The Architecture of a Buried Past
What separates The Dream Wedding from the crowded domestic thriller field is the prologue. The book opens not with Sam or the resort, but in a fishing village in India, where a mother and two infants are abandoned by a callous young man who drives away laughing. The connection between that opening scene and the events at the resort is not immediately legible, and D’Silva resists the temptation to explain it prematurely. One reviewer described the novel’s structure as a tapestry, and that is accurate. The threads are laid in early and woven tighter as the wedding weekend progresses. By the time the connection becomes visible, it carries genuine emotional weight rather than the mechanical satisfaction of a puzzle piece sliding into place.
Sam is a well-constructed protagonist precisely because she is not straightforwardly sympathetic. She has reinvented herself and buried things that deserved burial, or so she believes. The threatening letters suggest that someone knows what she has hidden. Whether that someone is among the wedding guests, the resort staff, or Suraj’s formidable family is the engine of the book’s suspense, and D’Silva keeps that uncertainty alive with notable skill throughout the middle act, where most psychological thrillers lose their grip.
Natalie Dew and the Problem of First-Person Suspense
First-person narration in psychological thrillers creates a specific challenge: the narrator must be both revealing and withholding at the same time, and a narrator who sounds too cagey becomes irritating while one who sounds too candid eliminates the mystery. Natalie Dew solves this by playing Sam’s anxiety as genuine rather than performative. The voice she gives Sam is watchful, slightly breathless, always alert to social signals in the room. It is a performance that fits the character’s situation: someone who has spent years reading every room for potential threats is going to sound exactly like this.
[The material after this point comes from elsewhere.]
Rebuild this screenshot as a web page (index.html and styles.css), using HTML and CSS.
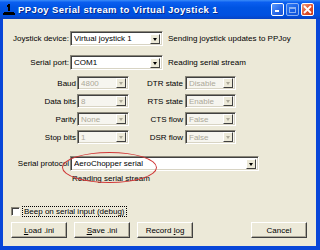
FILE: index.html
```html
<!DOCTYPE html>
<html lang="en">
<head>
<meta charset="UTF-8">
<meta name="viewport" content="width=device-width, initial-scale=1.0">
<title>PPJoy Serial stream to Virtual Joystick 1</title>
<link rel="stylesheet" href="styles.css">
</head>
<body>

<div class="window">
  <div class="titlebar">
    <svg class="app-icon" width="12" height="12" viewBox="0 0 12 12">
      <rect x="5" y="0" width="2" height="7" fill="#000"/>
      <rect x="4" y="1" width="1" height="2" fill="#000"/>
      <path d="M1 8 L11 8 L11 11 L1 11 Z" fill="#000"/>
      <rect x="0" y="9" width="12" height="2" fill="#000"/>
    </svg>
    <span class="title">PPJoy Serial stream to Virtual Joystick 1</span>
    <div class="caption-buttons">
      <div class="cap-btn"><span class="min-glyph"></span></div>
      <div class="cap-btn disabled"><span class="max-glyph"></span></div>
      <div class="cap-btn close">
        <svg width="9" height="9" viewBox="0 0 9 9"><path d="M1 1 L8 8 M8 1 L1 8" stroke="#fff" stroke-width="1.8"/></svg>
      </div>
    </div>
  </div>

  <div class="client">
    <!-- joystick + port -->
    <div class="field-row">
      <label class="lbl">Joystick device:</label>
      <div class="combo combo-wide"><span class="combo-text">Virtual joystick 1</span><span class="drop"></span></div>
      <span class="status">Sending joystick updates to PPJoy</span>
    </div>
    <div class="field-row row-port">
      <label class="lbl">Serial port:</label>
      <div class="combo combo-wide"><span class="combo-text">COM1</span><span class="drop"></span></div>
      <span class="status">Reading serial stream</span>
    </div>

    <!-- line settings, all greyed out -->
    <div class="settings">
      <label class="lbl">Baud</label>
      <div class="combo off"><span class="combo-text">4800</span><span class="drop"></span></div>
      <label class="lbl">DTR state</label>
      <div class="combo off"><span class="combo-text">Disable</span><span class="drop"></span></div>

      <label class="lbl">Data bits</label>
      <div class="combo off"><span class="combo-text">8</span><span class="drop"></span></div>
      <label class="lbl">RTS state</label>
      <div class="combo off"><span class="combo-text">Enable</span><span class="drop"></span></div>

      <label class="lbl">Parity</label>
      <div class="combo off"><span class="combo-text">None</span><span class="drop"></span></div>
      <label class="lbl">CTS flow</label>
      <div class="combo off"><span class="combo-text">False</span><span class="drop"></span></div>

      <label class="lbl">Stop bits</label>
      <div class="combo off"><span class="combo-text">1</span><span class="drop"></span></div>
      <label class="lbl">DSR flow</label>
      <div class="combo off"><span class="combo-text">False</span><span class="drop"></span></div>
    </div>

    <div class="protocol">
      <div class="field-row">
        <label class="lbl">Serial protocol</label>
        <div class="combo combo-long"><span class="combo-text">AeroChopper serial</span><span class="drop"></span></div>
      </div>
      <div class="proto-status">Reading serial stream</div>
      <div class="marker"></div>
    </div>

    <div class="check-row">
      <span class="checkbox"></span>
      <span class="check-label">Beep on serial input (debug)</span>
    </div>

    <div class="button-row">
      <button class="btn"><u>L</u>oad .ini</button>
      <button class="btn"><u>S</u>ave .ini</button>
      <button class="btn">Record <u>l</u>og</button>
      <button class="btn btn-cancel">Cancel</button>
    </div>
  </div>
</div>

</body>
</html>
```

FILE: styles.css
```css
body {
  margin: 0;
  padding: 0;
  font-family: "Liberation Sans", Arial, sans-serif;
  font-size: 8px;
  color: #000;
  overflow: hidden;
}

.window {
  width: 320px;
  height: 250px;
  display: flex;
  flex-direction: column;
  background-color: #0846d8;
}

/* title bar */
.titlebar {
  height: 19px;
  display: flex;
  align-items: center;
  padding: 0 2px 0 3px;
  background: linear-gradient(to bottom, #3a8cf8 0%, #0a5ef0 12%, #0054e3 40%, #0050e0 80%, #0843c4 100%);
}

.app-icon {
  flex: none;
}

.title {
  margin-left: 3px;
  color: #fff;
  font-weight: bold;
  font-size: 9.5px;
  letter-spacing: 0.4px;
  text-shadow: 1px 1px 0 #0a2a8a;
  white-space: nowrap;
}

.caption-buttons {
  margin-left: auto;
  display: flex;
  gap: 2px;
  margin-right: 4px;
}

.cap-btn {
  width: 13px;
  height: 13px;
  border: 1px solid #fff;
  border-radius: 2px;
  box-sizing: border-box;
  background: linear-gradient(135deg, #5c9cff 0%, #2767e8 60%, #1c54d0 100%);
  display: flex;
  align-items: center;
  justify-content: center;
  position: relative;
}

.cap-btn.disabled {
  opacity: 0.55;
}

.cap-btn.close {
  background: linear-gradient(135deg, #f0a080 0%, #e0502c 55%, #c83a18 100%);
}

.min-glyph {
  position: absolute;
  left: 3px;
  bottom: 3px;
  width: 4px;
  height: 2px;
  background-color: #fff;
}

.max-glyph {
  width: 7px;
  height: 6px;
  border: 1px solid #fff;
  border-top-width: 2px;
  box-sizing: border-box;
}

/* dialog body */
.client {
  flex: 1;
  margin: 0 4px 4px 3px;
  background-color: #ece9d8;
  padding-top: 12px;
  position: relative;
}

.field-row {
  display: flex;
  align-items: center;
}

.row-port {
  margin-top: 9px;
}

.lbl {
  width: 66px;
  text-align: right;
  flex: none;
  white-space: nowrap;
}

.status {
  margin-left: 5px;
  white-space: nowrap;
}

/* classic sunken combo box */
.combo {
  height: 15px;
  box-sizing: border-box;
  border-top: 1px solid #8a877a;
  border-left: 1px solid #8a877a;
  border-bottom: 1px solid #fff;
  border-right: 1px solid #fff;
  box-shadow: inset 1px 1px 0 #404040, inset -1px -1px 0 #d8d4c4;
  background-color: #fff;
  display: flex;
  align-items: center;
  padding: 2px 2px 2px 3px;
  margin-left: 1px;
}

.combo-text {
  flex: 1;
  white-space: nowrap;
  overflow: hidden;
}

.drop {
  width: 10px;
  height: 10px;
  flex: none;
  box-sizing: border-box;
  background-color: #ece9d8;
  border-top: 1px solid #fff;
  border-left: 1px solid #fff;
  border-right: 1px solid #404040;
  border-bottom: 1px solid #404040;
  position: relative;
}

.drop::after {
  content: "";
  position: absolute;
  left: 2px;
  top: 3px;
  border-left: 2.5px solid transparent;
  border-right: 2.5px solid transparent;
  border-top: 3px solid #000;
}

.combo-wide {
  width: 93px;
}

.combo-long {
  width: 189px;
}

.combo.off {
  height: 14px;
  background-color: #f6f5ef;
  color: #aca899;
}

.combo.off .drop::after {
  border-top-color: #aca899;
}

.settings {
  margin-top: 6px;
  display: grid;
  grid-template-columns: 73px 53px 54px 53px;
  grid-auto-rows: 14px;
  row-gap: 4px;
  align-items: center;
}

.settings .lbl {
  width: auto;
}

.settings .combo {
  margin-left: 1px;
}

.settings .combo:nth-child(4n) {
  margin-left: 2px;
}

.protocol {
  margin-top: 12px;
  position: relative;
}

.proto-status {
  padding-left: 69px;
  margin-top: 3px;
}

.marker {
  position: absolute;
  left: 59px;
  top: -4px;
  width: 93px;
  height: 29px;
  border: 1px solid #d03838;
  border-radius: 50%;
}

.check-row {
  margin-top: 24px;
  display: flex;
  align-items: center;
  padding-left: 8px;
}

.checkbox {
  width: 9px;
  height: 9px;
  box-sizing: border-box;
  background-color: #fff;
  border-top: 1px solid #8a877a;
  border-left: 1px solid #8a877a;
  border-bottom: 1px solid #fff;
  border-right: 1px solid #fff;
  box-shadow: inset 1px 1px 0 #404040;
}

.check-label {
  margin-left: 3px;
  padding: 0 1px;
  outline: 1px dotted #000;
}

.button-row {
  margin-top: 6px;
  display: flex;
  gap: 7px;
  padding-left: 8px;
  padding-right: 9px;
}

.btn {
  width: 56px;
  height: 16px;
  padding: 0;
  font-family: "Liberation Sans", Arial, sans-serif;
  font-size: 8px;
  color: #000;
  background-color: #ece9d8;
  border-top: 1px solid #fff;
  border-left: 1px solid #fff;
  border-right: 1px solid #404040;
  border-bottom: 1px solid #404040;
  box-shadow: inset -1px -1px 0 #aca899;
}

.btn-cancel {
  margin-left: auto;
}
```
The audio format suits this material particularly well. The resort setting, the claustrophobic intimacy of a wedding where you cannot leave and everyone is watching, translates into a listening experience that feels appropriately enclosed. Several reviewers noted that the pacing started slow and then accelerated sharply once the body is discovered. That is accurate, and in audio the slow opening is a bit more demanding than in print, but Dew holds attention through the quiet sections with enough undercurrent of unease to prevent the early chapters from feeling like setup rather than story.
Twists That Earn Their Keep
The critical question about any psychological thriller is whether the ending retroactively validates the preceding investment, or whether it collapses under scrutiny. The Dream Wedding mostly succeeds on this count. The connection back to the fishing village prologue is handled with genuine craft, and the revelation about Sam’s actual history reframes earlier scenes in ways that reward attentive listeners. One reviewer said the end was a genuine shocker, and another noted that the twist was slightly visible on approach but executed with enough care to land anyway. Both observations are fair. D’Silva’s writing at the climax is more emotionally intelligent than purely mechanically clever, which is the right priority for this kind of material. She cares about what the secrets have done to her characters over time, not just about the plot mechanics of how they come out.
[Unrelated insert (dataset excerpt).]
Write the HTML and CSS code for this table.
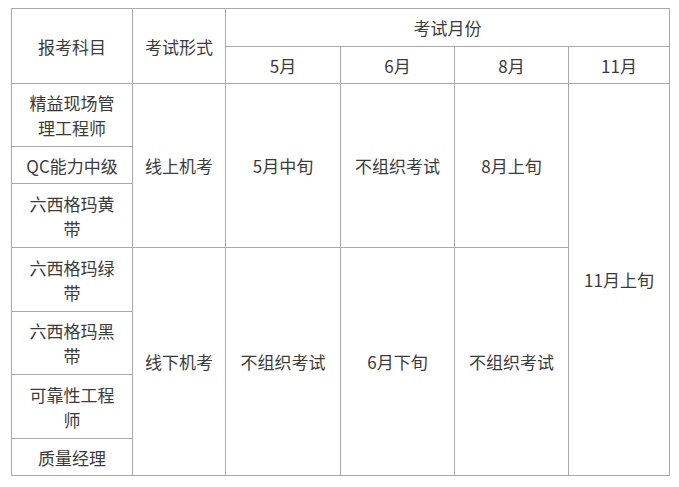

The audio ending, the way Dew delivers the final revelations, is genuinely effective. The cumulative tension of seven hours of carefully managed anxiety pays off in a final act that feels proportionate rather than excessive.
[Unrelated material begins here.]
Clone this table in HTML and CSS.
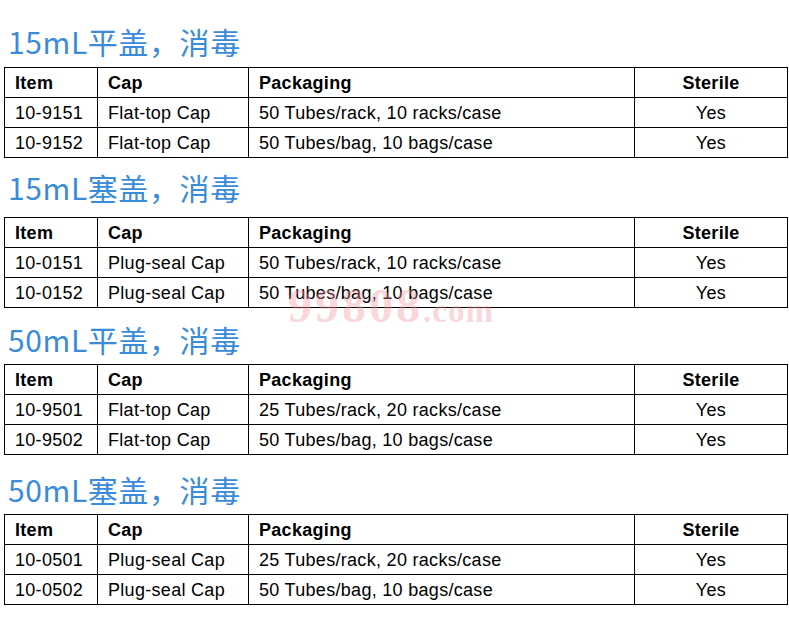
FILE: index.html
```html
<!DOCTYPE html>
<html lang="zh">
<head>
<meta charset="utf-8">
<title>Tubes</title>
<link rel="stylesheet" href="styles.css">
</head>
<body>
<div class="page">
  <section class="sec sec1">
    <h2 class="title">15mL平盖，消毒</h2>
    <table class="spec">
      <colgroup><col class="c1"><col class="c2"><col class="c3"><col class="c4"></colgroup>
      <tr class="head"><th>Item</th><th>Cap</th><th>Packaging</th><th class="ctr">Sterile</th></tr>
      <tr><td>10-9151</td><td>Flat-top Cap</td><td>50 Tubes/rack, 10 racks/case</td><td class="ctr">Yes</td></tr>
      <tr><td>10-9152</td><td>Flat-top Cap</td><td>50 Tubes/bag, 10 bags/case</td><td class="ctr">Yes</td></tr>
    </table>
  </section>
  <section class="sec sec2">
    <h2 class="title">15mL塞盖，消毒</h2>
    <table class="spec">
      <colgroup><col class="c1"><col class="c2"><col class="c3"><col class="c4"></colgroup>
      <tr class="head"><th>Item</th><th>Cap</th><th>Packaging</th><th class="ctr">Sterile</th></tr>
      <tr><td>10-0151</td><td>Plug-seal Cap</td><td>50 Tubes/rack, 10 racks/case</td><td class="ctr">Yes</td></tr>
      <tr><td>10-0152</td><td>Plug-seal Cap</td><td>50 Tubes/bag, 10 bags/case</td><td class="ctr">Yes</td></tr>
    </table>
  </section>
  <section class="sec sec3">
    <h2 class="title">50mL平盖，消毒</h2>
    <table class="spec">
      <colgroup><col class="c1"><col class="c2"><col class="c3"><col class="c4"></colgroup>
      <tr class="head"><th>Item</th><th>Cap</th><th>Packaging</th><th class="ctr">Sterile</th></tr>
      <tr><td>10-9501</td><td>Flat-top Cap</td><td>25 Tubes/rack, 20 racks/case</td><td class="ctr">Yes</td></tr>
      <tr><td>10-9502</td><td>Flat-top Cap</td><td>50 Tubes/bag, 10 bags/case</td><td class="ctr">Yes</td></tr>
    </table>
  </section>
  <section class="sec sec4">
    <h2 class="title">50mL塞盖，消毒</h2>
    <table class="spec">
      <colgroup><col class="c1"><col class="c2"><col class="c3"><col class="c4"></colgroup>
      <tr class="head"><th>Item</th><th>Cap</th><th>Packaging</th><th class="ctr">Sterile</th></tr>
      <tr><td>10-0501</td><td>Plug-seal Cap</td><td>25 Tubes/rack, 20 racks/case</td><td class="ctr">Yes</td></tr>
      <tr><td>10-0502</td><td>Plug-seal Cap</td><td>50 Tubes/bag, 10 bags/case</td><td class="ctr">Yes</td></tr>
    </table>
  </section>
  <div class="watermark"><span class="wm-big">99808</span><span class="wm-small">.com</span></div>
</div>
</body>
</html>
```

FILE: styles.css
```css
html, body {
  margin: 0;
  padding: 0;
  background: #ffffff;
}
.page {
  position: relative;
  width: 789px;
  height: 617px;
  overflow: hidden;
  padding-left: 4px;
  box-sizing: border-box;
}
.sec {
  display: flex;
  flex-direction: column;
}
.title {
  margin: 0;
  padding-left: 4px;
  font-family: "Noto Sans CJK SC", "Noto Sans", sans-serif;
  font-weight: 400;
  font-size: 30px;
  line-height: 40px;
  color: #3a8bd9;
  letter-spacing: 0.6px;
}
.sec1 .title { margin-top: 21px; margin-bottom: 6px; }
.sec2 .title { margin-top: 9px; margin-bottom: 10px; }
.sec3 .title { margin-top: 11px; margin-bottom: 5px; }
.sec4 .title { margin-top: 14px; margin-bottom: 5px; }
.spec {
  border-collapse: collapse;
  width: 783px;
  table-layout: fixed;
  font-family: "Liberation Sans", Arial, sans-serif;
  font-size: 18px;
  letter-spacing: 0.3px;
  color: #000;
}
.c1 { width: 93px; }
.c2 { width: 151px; }
.c3 { width: 386px; }
.c4 { width: 153px; }
.spec th, .spec td {
  border: 1px solid #000;
  height: 30px;
  padding: 0 0 0 10px;
  text-align: left;
  white-space: nowrap;
  line-height: 20px;
  box-sizing: border-box;
}
.spec th { font-weight: 700; }
.spec .ctr { text-align: center; padding-left: 0; }
.watermark {
  position: absolute;
  left: 288px;
  top: 282px;
  line-height: 1;
  font-family: "Liberation Serif", "Times New Roman", serif;
  font-weight: 700;
  color: rgba(242, 150, 160, 0.4);
  white-space: nowrap;
  pointer-events: none;
}
.wm-big { font-size: 48px; letter-spacing: 3px; }
.wm-small { font-size: 33px; letter-spacing: 1px; }
```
For Readers Who Have Exhausted Their Usual Shelves
Readers who have exhausted the Liane Moriarty and Shari Lapena catalogs will find The Dream Wedding a comfortable next step with a slightly more gothic undertow. The India-set opening, the billionaire-wedding milieu, and the generational secrets add texture that distinguishes this from the standard suburban psychological thriller. Those who require their psychological thrillers to be grounded in forensic or procedural realism may find the resort-setting fantasy elements too decorative. But for listeners who want a tightly constructed seven-hour listen with a finale that does not cheat, this free audiobook delivers what the genre promises and a bit more besides. The billionaire-wedding setting and the Indian cultural specificity combine to produce something that feels distinctive within a genre that often cycles through the same domestic anxieties in the same suburban kitchens.
Frequently Asked Questions
Does The Dream Wedding work as a standalone or does it require familiarity with Renita D’Silva’s other books?
It works entirely as a standalone. D’Silva has written other India-set fiction, but The Dream Wedding shares no characters or continuity with those works. New readers can start here without any prior context.
How much of the book is set in India versus at the resort, and does the setting play a significant role?
The prologue is set in coastal India and that origin story is crucial to the plot, but the bulk of the narrative takes place at the exclusive resort during the wedding weekend. The cultural specificity of the Indian characters and the contrast between old-world village life and billionaire excess is thematically important to how the book develops and resolves.
Is The Dream Wedding more of a psychological character study or a plot-driven whodunit?
It leans toward psychological character study, particularly in its treatment of Sam’s hidden past and her complicated relationship with Suraj’s world. The whodunit element is present and the body-at-the-resort setup is central, but D’Silva is more interested in what secrets do to people over time than in the mechanics of who committed the crime.
How does Natalie Dew handle the multiple character voices in the audiobook?
Dew distinguishes the supporting characters adequately without sliding into caricature. The core performance is Sam’s first-person narration, which she handles with consistent anxiety and intelligence. Listeners who want highly differentiated ensemble voicing may wish for more range, but Dew’s restraint serves the claustrophobic tone of the book well.